Sunday, May 24, 2009

Al Jazeera (English) Coming to a Station Near You!

Former editor-in-chief of CBC News Tony Burman was interviewed recently by the ever-adroit Steve Paikin of TVO (who I doubt will ever go to a Qatar station to make his point, and his career) about his new position of managing editor for Al Jazeera English

Burman is working on a possible new presence of Al Jazeera English on Canadian television. He appeared on the defensive during the whole interview, as though he was on an up hill battle to convince the Canadian public, and the Canadian Radio-television and Telecommunications Commission, to include this channel on their viewing list. His anti-American, anti-Western and anti-Canadian stance is evident in these quotes I have provided from the interview.

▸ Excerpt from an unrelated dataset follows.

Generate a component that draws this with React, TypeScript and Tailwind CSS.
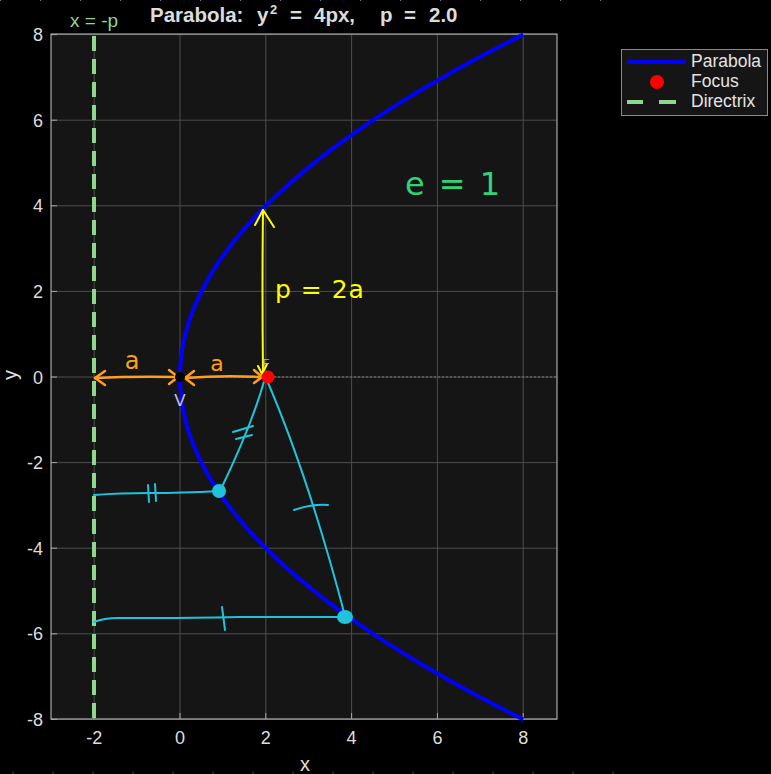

But, what else would one expect from a former CBC employee?

Here are the quotes:

Anything [i.e. the Al Jazeera network] that is detested so much by Bush, Rumsfeld and Cheney must have some redeeming merit to it.

**************

Our feeling is that we serve a wider interest than simply fawning after what the U.S. government does.

**************

We bring to the table a far more global, less parochial, less Western perspective.

**************

It was only after 9/11, when Al Jazeera had the temerity to actually report, that contrary to what was being claimed by the Americans, that civilians were being killed in Afghanistan, that Rumsfeld, Bush and Cheney turned on it.

**************

That whole myth of an inappropriate relationship between Al Qaeda and Al Jazeera is nonsense.

**************

[Al Jazeera English’s] lens is very much of the perspective of the developing world. It tries to bring to the stage the voiceless, the peripheral part of the world, dare I say the majority of humanity, who often get ignored and marginalized by the centers of power.

**************

What it means…to a Canadian, or to an American, is that you have a far more comprehensive, a far more balanced view of the issues in front of us.

**************

It’s not biased, it is not ideological, but what it is is it is a greater reflection of the totality of this planet than you get in a narrow Western-centric, American-centric coverage that most of has have had in front of us for years.

I have to add that Burman's speaking style is mediocre and his words are at times undecipherable (just compare him to Paiken). And this is someone who spent the past 35 years or so as a leader in a national television and radio broadcasting service.